In most recent years, it seems as though the biggest zit on the forehead of this process is the steroid users.  Names like, McGwire, Sosa, Rodriguez (Ivan), Clemens, and probably most importantly, Bonds will all spew from the mouths of sportswriters, laced with venom and spite because of some ill perceived wrong that these players have done to the game or them personally.  They believe these figures to be tainted, undermined by choices that no one really knows that they actually made, or that the very people holding them accountable for them, wouldn’t have made themselves.  It is in their belief that by barring them access to the baseball holy land, we (the fans) are sending a message that we will not tolerate such deviant behavior such as PEDs, and that the integrity of the game comes first.  They are sailing the seas of righteousness, and the hall will be their sails.

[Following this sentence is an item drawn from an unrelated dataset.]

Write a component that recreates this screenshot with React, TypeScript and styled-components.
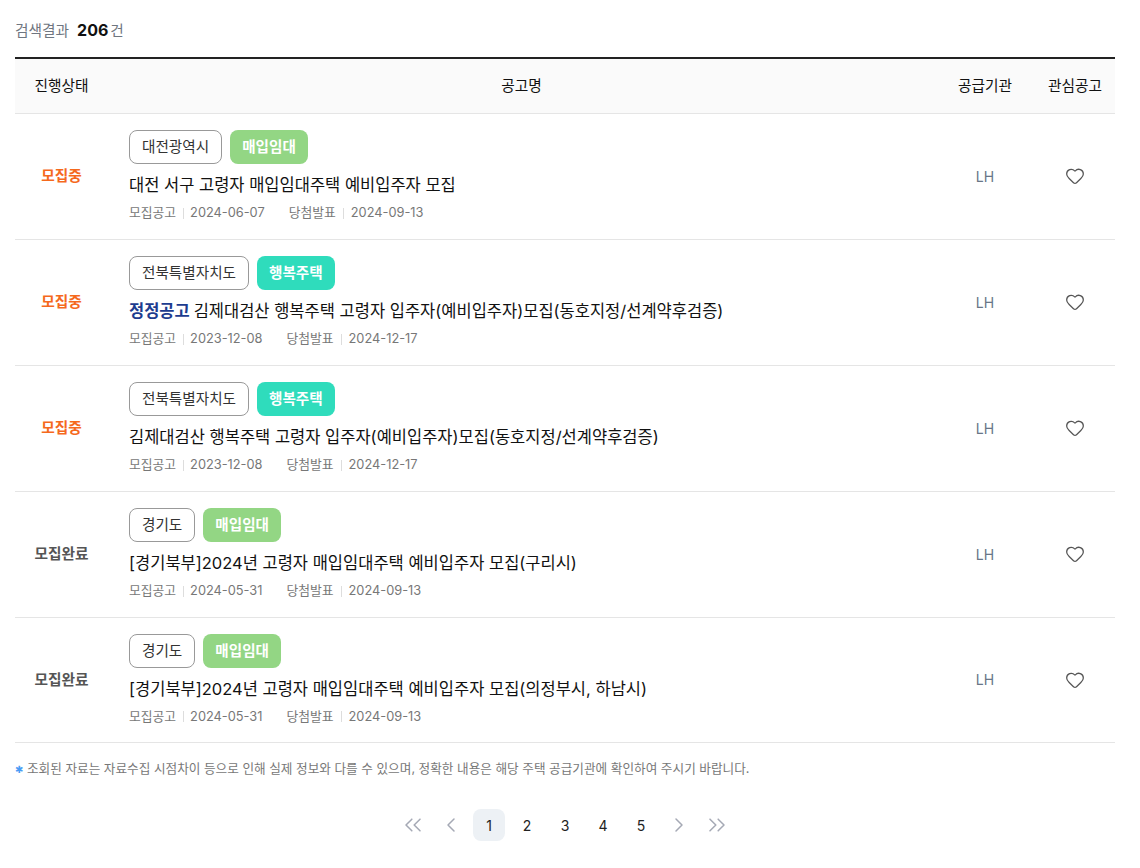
import React from "react";
import styled, { createGlobalStyle } from "styled-components";
import { ChevronLeft, ChevronRight, ChevronsLeft, ChevronsRight, Heart } from "lucide-react";

const GlobalStyle = createGlobalStyle`
  body {
    margin: 0;
    background: #fff;
    font-family: Inter, "Noto Sans CJK KR", sans-serif;
    color: #111;
  }
`;

const Page = styled.div`
  width: 1100px;
  padding: 0 25px 0 15px;
`;

const Summary = styled.div`
  display: flex;
  align-items: center;
  height: 57px;
  padding-top: 2px;
  box-sizing: border-box;
  font-size: 14.7px;
  color: #6f7680;
`;

const Count = styled.strong`
  margin-left: 8px;
  margin-right: 2px;
  font-size: 16px;
  font-weight: 700;
  color: #111;
`;

const HeadRow = styled.div`
  display: grid;
  grid-template-columns: 93px 827px 100px 80px;
  align-items: center;
  height: 51px;
  padding-bottom: 3px;
  border-top: 2px solid #222;
  border-bottom: 1px solid #e5e5e5;
  background: #fafafa;
  font-size: 14.7px;
  text-align: center;
`;

const Row = styled.div`
  display: grid;
  grid-template-columns: 93px 827px 100px 80px;
  align-items: center;
  height: 125px;
  border-bottom: 1px solid #e5e5e5;
  text-align: center;
  &:nth-of-type(7) {
    height: 124px;
  }
`;

const Status = styled.div<{ $open: boolean }>`
  margin-top: -4px;
  font-size: 14.7px;
  font-weight: 700;
  color: ${(p) => (p.$open ? "#f5691d" : "#555")};
`;

const Body = styled.div`
  display: flex;
  flex-direction: column;
  align-items: flex-start;
  padding-left: 21px;
  text-align: left;
`;

const Tags = styled.div`
  display: flex;
  gap: 8px;
`;

const Region = styled.span`
  display: flex;
  align-items: center;
  height: 34px;
  padding: 0 12px 3px;
  box-sizing: border-box;
  border: 1px solid #999;
  border-radius: 8px;
  font-size: 14.6px;
  color: #333;
`;

const Kind = styled.span<{ $color: string }>`
  display: flex;
  align-items: center;
  height: 34px;
  padding: 0 12px 3px;
  box-sizing: border-box;
  border-radius: 8px;
  font-size: 14.6px;
  font-weight: 700;
  color: #fff;
  background: ${(p) => p.$color};
`;

const Title = styled.div`
  margin-top: 9px;
  font-size: 16.5px;
  line-height: 24px;
  color: #111;
`;

const Fix = styled.b`
  font-weight: 700;
  color: #1d3c8f;
`;

const Meta = styled.div`
  display: flex;
  align-items: center;
  margin-top: 6px;
  font-size: 12.8px;
  line-height: 20px;
  color: #777;
`;

const MetaLabel = styled.span`
  display: flex;
  align-items: center;
  &::after {
    content: "";
    width: 1px;
    height: 11px;
    margin: 0 7px;
    background: #ddd;
  }
`;

const MetaDate = styled.span`
  margin-left: -1px;
  margin-right: 24px;
`;

const Agency = styled.div`
  margin-top: -1px;
  font-size: 14px;
  color: #687687;
`;

const Like = styled.div`
  display: flex;
  justify-content: center;
  margin-top: -1px;
  color: #555;
`;

const Note = styled.p`
  margin: 17px 0 0;
  font-size: 12.65px;
  line-height: 18px;
  color: #777;
`;

const Star = styled.span`
  font-family: "DejaVu Sans", sans-serif;
  font-size: 10px;
  color: #4a9cf5;
`;

const Pager = styled.nav`
  display: flex;
  justify-content: center;
  align-items: center;
  gap: 6px;
  margin-top: 30px;
`;

const PageButton = styled.button<{ $active?: boolean }>`
  display: flex;
  align-items: center;
  justify-content: center;
  width: 32px;
  height: 32px;
  padding: 0;
  border: 0;
  border-radius: 8px;
  background: ${(p) => (p.$active ? "#edf1f5" : "transparent")};
  font: 14px Inter, sans-serif;
  color: #222;
`;

const ArrowButton = styled(PageButton)`
  color: #a5a9b5;
`;

const items = [
  { open: true, region: "대전광역시", kind: "매입임대", title: "대전 서구 고령자 매입임대주택 예비입주자 모집", posted: "2024-06-07", result: "2024-09-13" },
  { open: true, region: "전북특별자치도", kind: "행복주택", fix: true, title: "김제대검산 행복주택 고령자 입주자(예비입주자)모집(동호지정/선계약후검증)", posted: "2023-12-08", result: "2024-12-17" },
  { open: true, region: "전북특별자치도", kind: "행복주택", title: "김제대검산 행복주택 고령자 입주자(예비입주자)모집(동호지정/선계약후검증)", posted: "2023-12-08", result: "2024-12-17" },
  { open: false, region: "경기도", kind: "매입임대", title: "[경기북부]2024년 고령자 매입임대주택 예비입주자 모집(구리시)", posted: "2024-05-31", result: "2024-09-13" },
  { open: false, region: "경기도", kind: "매입임대", title: "[경기북부]2024년 고령자 매입임대주택 예비입주자 모집(의정부시, 하남시)", posted: "2024-05-31", result: "2024-09-13" },
];

export default function App() {
  return (
    <Page>
      <GlobalStyle />
      <Summary>
        검색결과 <Count>206</Count> 건
      </Summary>
      <HeadRow>
        <div>진행상태</div>
        <div>공고명</div>
        <div>공급기관</div>
        <div>관심공고</div>
      </HeadRow>
      {items.map((item, i) => (
        <Row key={i}>
          <Status $open={item.open}>{item.open ? "모집중" : "모집완료"}</Status>
          <Body>
            <Tags>
              <Region>{item.region}</Region>
              <Kind $color={item.kind === "행복주택" ? "#2fdcbc" : "#93d684"}>{item.kind}</Kind>
            </Tags>
            <Title>
              {item.fix && <Fix>정정공고 </Fix>}
              {item.title}
            </Title>
            <Meta>
              <MetaLabel>모집공고</MetaLabel>
              <MetaDate>{item.posted}</MetaDate>
              <MetaLabel>당첨발표</MetaLabel>
              <span>{item.result}</span>
            </Meta>
          </Body>
          <Agency>LH</Agency>
          <Like>
            <Heart size={20} strokeWidth={1.5} />
          </Like>
        </Row>
      ))}
      <Note>
        <Star>✱</Star> 조회된 자료는 자료수집 시점차이 등으로 인해 실제 정보와 다를 수 있으며, 정확한 내용은 해당 주택 공급기관에 확인하여 주시기 바랍니다.
      </Note>
      <Pager>
        <ArrowButton><ChevronsLeft size={28} strokeWidth={1.3} /></ArrowButton>
        <ArrowButton><ChevronLeft size={24} strokeWidth={1.5} /></ArrowButton>
        <PageButton $active>1</PageButton>
        <PageButton>2</PageButton>
        <PageButton>3</PageButton>
        <PageButton>4</PageButton>
        <PageButton>5</PageButton>
        <ArrowButton><ChevronRight size={24} strokeWidth={1.5} /></ArrowButton>
        <ArrowButton><ChevronsRight size={28} strokeWidth={1.3} /></ArrowButton>
      </Pager>
    </Page>
  );
}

The winds are changing though, and they may not even realize it.. A generation of change is on the horizon.  Where the “steroid era” is more of a distant memory than a history altering phenomena.  A generation that has had time to examine the context of the era and realize that there is a point where principle and history need to be separated, and that while there are certain principles that must remain un compromised (gambling), we cannot pretend to redact parts of our past that seem inconvenient or unflattering to times that our fathers have so anointed as the “golden” ones.  This is a time where statistics are kept in such detail and held in such regard, that it will eventually be impossible to overlook the achievements of Bonds and Clemens in particular, to say that 5 MVP awards, 7 Cy Young trophies, 762 home runs, and 354 wins isn’t good enough, because of decisions made on the field.  The seemingly easy pick in the 2016 ballot will be Ken Griffey Jr., “The Kid”.  Free of scandal, adored by the fans, widely respected through his long (albeit, injury plagued) career, accruing a hall-worthy 83.6 WAR (Wins Above Replacement, measuring how many wins he gave his team, versus if an average player played his position).  That puts him just above Rod Carew (81.1) and just below Adrian Beltre (83.8).  That also, however, puts him roughly 57 behind Roger Clemens (140.3) and an astounding 79 behind Bonds (162.4)!  We simply, as a society that claims to have such respect for the games history, ignore those discrepancies.

I’ll take it a step further too.  No asterisks, no separate section, just a flat out induction.  For if we decide to use, of all things, steroids as something so egregious to the games history, then let’s apply some fairness.  Let’s pull Ruth, Cobb, Walter Johnson, Nap Lajoue, Cap Anson, and Jon McGraw (among many others)’s mantles in a separate section for before integration was a thing in baseball, and attach the same stigma to it, since that is an issue of human rights, as opposed to personal choices.  Let’s take anyone who played in the 80’s and remind everyone of the rampant drug use, giving Gaylord Perry, Mike Schmidt, Rolly Fingers, and others their own section for us to look down upon.  What about the forgotten souls of Josh Gibson, Buck O’Neil, Cool Papa Bell, and the stars of the Negro leagues?  We cannot simply pick and choose which eras of baseball we choose to acknowledge as negative simply because we were affected by them personally, and shame on the writers for not taking that into account.  They are to document and reflect, as orators for generations that will not be alive to be witnesses, not judge and jury for those who are not able to make their own conclusions without access to all the facts.

And now, simply because i’ve ranted and raved, and also quite frankly because it doesn’t matter, here’s my HOF ballot…

 

  1. Barry Bonds (LF – Giants)
  2. Ken Griffey Jr. (CF – Mariners)
  3. Roger Clemens (SP – Yankees)
  4. Mike Piazza (C – Mets)
  5. Fred McGriff (1B – Braves)
  6. Mike Mussina (SP – Yankees)
  7. Curt Schilling (SP – Red Sox)
  8. Tim Raines (CF – Expos)
  9. Sammy Sosa (RF – Cubs)
  10. Jim Edmonds (CF -Cardinalsbarry_bonds_jersey)

 

3 Comments

[…] craft, and they deserve to be preserved as such.  This is an incredibly nuanced subject that I have written about previously, but for the sake of not going down that rabbit hole:  They get my […]

Adrian Clark says:

I’m confused by your view on the ethics of baseball. Let’s keep it to the HOF for simplicity. Why is gambling a barrier and steroids not?

Well, it’s contextual. Steroids were a product of modern culture that bled into Baseball. There was no precedent for them, and we had to learn after the ripples were made. I’m not ready to penalize players brought up in that. Gambling had precedent. There was hard evidence that doing this ONE thing would get you banned. I think it’s ultimately more of a Rose thing more so than gambling.